One thing that I haven't made up my mind about is keeping writing-in-progress type statistics. Some writerly blogs I have seen have a special column dedicated to number of words written for the month, or number of manuscripts sent out to publishers, or number of rejections for a year. I can understand *mentioning* those things in a self-woo-hoo kind of way (like, I hand-wrote 3 steno pad pages of a long-dormant story last night; woo hoo!), but I feel that I myself would get so bogged down in the minutiae of this kind of "bookkeeping" that I wouldn't manage to keep writing. Maybe that's just an aspect of my anal-retentive nature.

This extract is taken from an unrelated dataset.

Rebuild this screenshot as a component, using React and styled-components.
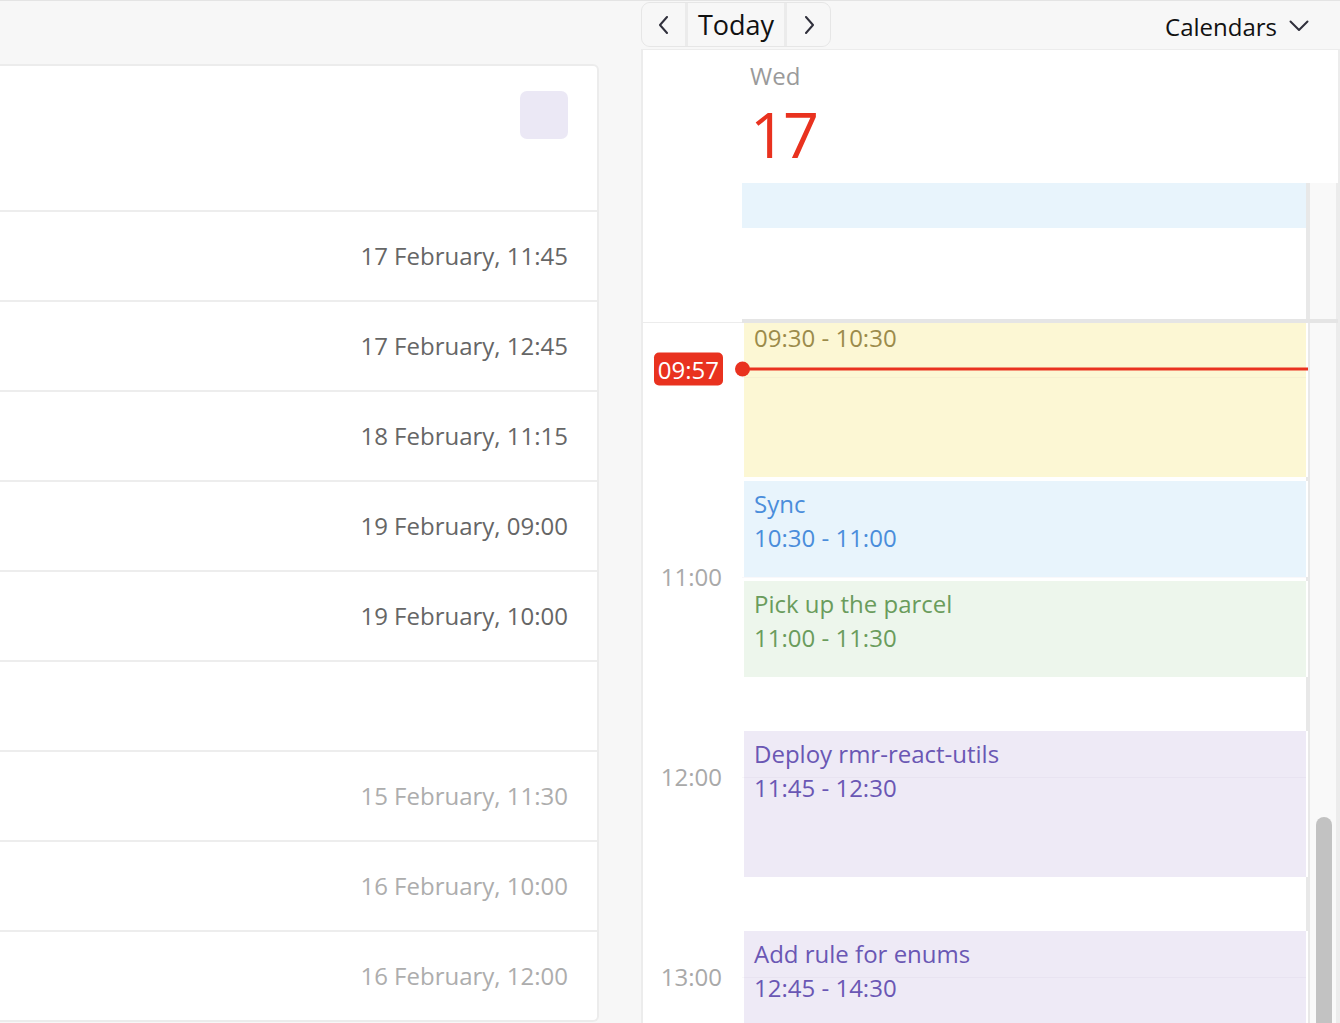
import React from 'react';
import styled, { createGlobalStyle } from 'styled-components';

const HOUR = 200;
const START = 9;
const END = 15;
const SCROLL_OFFSET = 146;
const NOW = 9 + 57 / 60 + 40 / 3600;

const yOf = (h) => (h - START) * HOUR;
const pad = (n) => String(n).padStart(2, '0');
const fmt = (h) => `${pad(Math.floor(h))}:${pad(Math.round((h % 1) * 60))}`;

const TONES = {
  yellow: { bg: '#fcf7d4', fg: '#9b8b4b' },
  blue: { bg: '#e8f4fc', fg: '#4a8ddb' },
  green: { bg: '#edf6ec', fg: '#6a9c5c' },
  purple: { bg: '#eeeaf6', fg: '#6a57b4' },
};

const EVENTS = [
  { id: 1, title: 'Weekly planning', start: 9.5, end: 10.5, tone: 'yellow' },
  { id: 2, title: 'Sync', start: 10.5, end: 11, tone: 'blue' },
  { id: 3, title: 'Pick up the parcel', start: 11, end: 11.5, tone: 'green' },
  { id: 4, title: 'Deploy rmr-react-utils', start: 11.75, end: 12.5, tone: 'purple' },
  { id: 5, title: 'Add rule for enums', start: 12.75, end: 14.5, tone: 'purple' },
];

const DATES = [
  { label: '17 February, 11:45' },
  { label: '17 February, 12:45' },
  { label: '18 February, 11:15' },
  { label: '19 February, 09:00' },
  { label: '19 February, 10:00' },
  { label: '' },
  { label: '15 February, 11:30', past: true },
  { label: '16 February, 10:00', past: true },
  { label: '16 February, 12:00', past: true },
];

const GlobalStyle = createGlobalStyle`
  * { box-sizing: border-box; }
  html, body { margin: 0; padding: 0; background: #f7f7f7; }
  body {
    font-family: "Open Sans", "Noto Sans", sans-serif;
    overflow: hidden;
    -webkit-font-smoothing: antialiased;
  }
`;

const Page = styled.div`
  display: flex;
  height: 1023px;
  border-top: 1px solid #e4e4e4;
  background: #f7f7f7;
  overflow: hidden;
`;

/* ---------- left list ---------- */
const LeftColumn = styled.section`
  width: 599px;
  flex: none;
  display: flex;
  flex-direction: column;
`;

const LeftHeader = styled.div`
  height: 63px;
  flex: none;
`;

const Card = styled.div`
  background: #fff;
  border: 2px solid #ececec;
  border-left: none;
  border-radius: 0 6px 6px 0;
  display: flex;
  flex-direction: column;
`;

const CardHeader = styled.div`
  height: 144px;
  display: flex;
  justify-content: flex-end;
  align-items: flex-start;
  padding: 25px 29px 0 0;
`;

const Swatch = styled.div`
  width: 48px;
  height: 48px;
  border-radius: 7px;
  background: #ebe8f5;
`;

const DateRow = styled.div`
  height: 90px;
  border-top: 2px solid #ededed;
  display: flex;
  align-items: center;
  justify-content: flex-end;
  padding-right: 29px;
  font-size: 24px;
  line-height: 34px;
  color: ${(p) => (p.$past ? '#adadad' : '#666666')};
`;

/* ---------- right calendar ---------- */
const RightColumn = styled.section`
  width: 699px;
  margin-left: 42px;
  flex: none;
  display: flex;
  flex-direction: column;
`;

const Toolbar = styled.div`
  height: 48px;
  flex: none;
  display: flex;
  align-items: flex-start;
  justify-content: space-between;
  padding-right: 31px;
`;

const NavGroup = styled.div`
  margin-top: 1px;
  height: 45px;
  display: flex;
  gap: 3px;
  background: #ebebeb;
  border: 1px solid #e6e6e6;
  border-radius: 9px;
  overflow: hidden;
`;

const NavButton = styled.button`
  border: 0;
  padding: 0;
  margin: 0;
  height: 100%;
  width: ${(p) => (p.$wide ? '96px' : '43px')};
  background: #f7f7f7;
  color: #111;
  font-family: inherit;
  font-size: 27px;
  display: flex;
  align-items: center;
  justify-content: center;
  cursor: pointer;
`;

const CalendarsButton = styled.button`
  border: 0;
  padding: 0;
  background: transparent;
  height: 50px;
  display: flex;
  align-items: center;
  gap: 12px;
  font-family: inherit;
  font-size: 24px;
  color: #111;
  cursor: pointer;
`;

const Panel = styled.div`
  flex: 1;
  min-height: 0;
  background: #fff;
  border: 2px solid #ececec;
  border-top-width: 1px;
  border-bottom: none;
  display: flex;
  flex-direction: column;
`;

const DayHeader = styled.div`
  height: 133px;
  flex: none;
  padding: 10px 0 0 107px;
`;

const Weekday = styled.div`
  font-size: 24px;
  line-height: 32px;
  color: #9a9a9a;
`;

const DayNumber = styled.div`
  margin-top: 10px;
  font-size: 63px;
  line-height: 64px;
  letter-spacing: -3px;
  color: #e9321f;
`;

const AllDayRow = styled.div`
  height: 140px;
  flex: none;
  display: flex;
`;

const AllDayGutter = styled.div`
  width: 99px;
  flex: none;
  border-bottom: 1px solid #ececec;
`;

const AllDayMain = styled.div`
  flex: 1;
  display: flex;
  border-bottom: 4px solid #e5e5e5;
`;

const AllDayColumn = styled.div`
  flex: 1;
  border-right: 4px solid #e8e8e8;
`;

const AllDayEvent = styled.div`
  height: 45px;
  background: ${TONES.blue.bg};
`;

const TrackStub = styled.div`
  width: 28px;
  flex: none;
  background: #f9f9f9;
  border-right: 2px solid #ececec;
`;

const Body = styled.div`
  flex: 1;
  min-height: 0;
  display: flex;
  overflow: hidden;
`;

const Viewport = styled.div`
  flex: 1;
  position: relative;
  overflow: hidden;
`;

const Content = styled.div`
  position: relative;
  display: flex;
  margin-top: ${(p) => -p.$offset}px;
`;

const Gutter = styled.div`
  width: 99px;
  flex: none;
`;

const HourSlot = styled.div`
  height: ${HOUR}px;
`;

const HourLabel = styled.div`
  text-align: right;
  padding-right: 20px;
  transform: translateY(-50%);
  font-size: 24px;
  line-height: 34px;
  color: #a9a9a9;
  visibility: ${(p) => (p.$hidden ? 'hidden' : 'visible')};
`;

const DayColumn = styled.div`
  flex: 1;
  position: relative;
  height: ${(p) => p.$hours * HOUR}px;
  border-right: 4px solid #e8e8e8;
`;

const HourLine = styled.div`
  position: absolute;
  left: 0;
  right: 0;
  height: 1px;
  background: rgba(80, 60, 120, 0.035);
  z-index: 2;
  pointer-events: none;
`;

const EventCard = styled.div`
  position: absolute;
  left: 2px;
  right: -2px;
  border-right: 2px solid #fff;
  padding: 6px 10px;
  overflow: hidden;
  background: ${(p) => TONES[p.$tone].bg};
  color: ${(p) => TONES[p.$tone].fg};
  font-size: 24px;
  line-height: 34px;
  z-index: 1;
`;

const EventLine = styled.div`
  white-space: nowrap;
`;

const NowMarker = styled.div`
  position: absolute;
  left: 0;
  right: 2px;
  height: 33px;
  display: flex;
  align-items: center;
  transform: translateY(-50%);
  z-index: 3;
  pointer-events: none;
`;

const NowBadgeSlot = styled.div`
  width: 99px;
  flex: none;
  display: flex;
  justify-content: flex-end;
  padding-right: 19px;
`;

const NowBadge = styled.div`
  background: #e9321f;
  color: #fff;
  font-size: 24px;
  line-height: 33px;
  padding: 0 4px;
  border-radius: 5px;
`;

const NowDot = styled.div`
  width: 15px;
  height: 15px;
  flex: none;
  margin-left: -7.5px;
  border-radius: 50%;
  background: #e9321f;
`;

const NowLine = styled.div`
  flex: 1;
  height: 3px;
  margin-left: -7px;
  background: #e9321f;
`;

const ScrollTrack = styled.div`
  width: 28px;
  flex: none;
  background: #f9f9f9;
  border-right: 2px solid #ececec;
  padding: 0 4px 0 6px;
  overflow: hidden;
`;

const ScrollThumb = styled.div`
  margin-top: 494px;
  height: 400px;
  border-radius: 8px;
  background: #c2c2c2;
`;

const Chevron = ({ dir }) => {
  const pts = {
    left: '9,1 2,9 9,17',
    right: '3,1 10,9 3,17',
  }[dir];
  return (
    <svg width="12" height="18" viewBox="0 0 12 18" fill="none">
      <polyline points={pts} stroke="#30303c" strokeWidth="2" strokeLinecap="round" strokeLinejoin="round" />
    </svg>
  );
};

const ChevronDown = () => (
  <svg width="20" height="12" viewBox="0 0 20 12" fill="none">
    <polyline points="1.5,1.5 10,10 18.5,1.5" stroke="#30303c" strokeWidth="2" strokeLinecap="round" strokeLinejoin="round" />
  </svg>
);

export default function App() {
  const hours = [];
  for (let h = START; h < END; h += 1) hours.push(h);

  return (
    <>
      <GlobalStyle />
      <Page>
        <LeftColumn>
          <LeftHeader />
          <Card>
            <CardHeader>
              <Swatch />
            </CardHeader>
            {DATES.map((d, i) => (
              <DateRow key={i} $past={d.past}>
                {d.label}
              </DateRow>
            ))}
          </Card>
        </LeftColumn>

        <RightColumn>
          <Toolbar>
            <NavGroup>
              <NavButton aria-label="Previous">
                <Chevron dir="left" />
              </NavButton>
              <NavButton $wide>Today</NavButton>
              <NavButton aria-label="Next">
                <Chevron dir="right" />
              </NavButton>
            </NavGroup>
            <CalendarsButton>
              Calendars
              <ChevronDown />
            </CalendarsButton>
          </Toolbar>

          <Panel>
            <DayHeader>
              <Weekday>Wed</Weekday>
              <DayNumber>17</DayNumber>
            </DayHeader>

            <AllDayRow>
              <AllDayGutter />
              <AllDayMain>
                <AllDayColumn>
                  <AllDayEvent />
                </AllDayColumn>
                <TrackStub />
              </AllDayMain>
            </AllDayRow>

            <Body>
              <Viewport>
                <Content $offset={SCROLL_OFFSET}>
                  <Gutter>
                    {hours.map((h) => (
                      <HourSlot key={h}>
                        <HourLabel $hidden={h === START || Math.abs(h - NOW) < 0.25}>{fmt(h)}</HourLabel>
                      </HourSlot>
                    ))}
                  </Gutter>
                  <DayColumn $hours={hours.length}>
                    {EVENTS.map((ev) => (
                      <EventCard
                        key={ev.id}
                        $tone={ev.tone}
                        style={{ top: yOf(ev.start) + 4, height: yOf(ev.end) - yOf(ev.start) - 4 }}
                      >
                        <EventLine>{ev.title}</EventLine>
                        <EventLine>
                          {fmt(ev.start)} - {fmt(ev.end)}
                        </EventLine>
                      </EventCard>
                    ))}
                    {hours.map((h) => (
                      <HourLine key={h} style={{ top: yOf(h) }} />
                    ))}
                  </DayColumn>
                  <NowMarker style={{ top: yOf(NOW) }}>
                    <NowBadgeSlot>
                      <NowBadge>{fmt(Math.floor(NOW * 60) / 60)}</NowBadge>
                    </NowBadgeSlot>
                    <NowDot />
                    <NowLine />
                  </NowMarker>
                </Content>
              </Viewport>
              <ScrollTrack>
                <ScrollThumb />
              </ScrollTrack>
            </Body>
          </Panel>
        </RightColumn>
      </Page>
    </>
  );
}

One of the blogs I follow irregularly is from a person I came to respect on the recently vacated writing list, and she is a member of a smaller group that self-selected from the larger critique community. Apparently, they use the numbers I mentioned above as part of an internal support system comprising congrats, reminders, and a shoulder to cry on. It kind of reminds me of a weight-loss program, where every member is trying to accomplish the same goal but is eager to encourage every other member in the process. Anyhow, I can see how putting your numbers out there in such a situation would be part of the way such a group would function, but working alone, I don't think it's for me.

To put it a bit crudely, to me it's like a potty-training parent: she and every other parent in the same boat is totally excited that Susie made a poopy in the potty, but no one else wants to hear it.

So forgive me if I don't post about my poopies on a regular basis, but occasionally I'll get off my high horse and offer myself a very small self-congratulations here.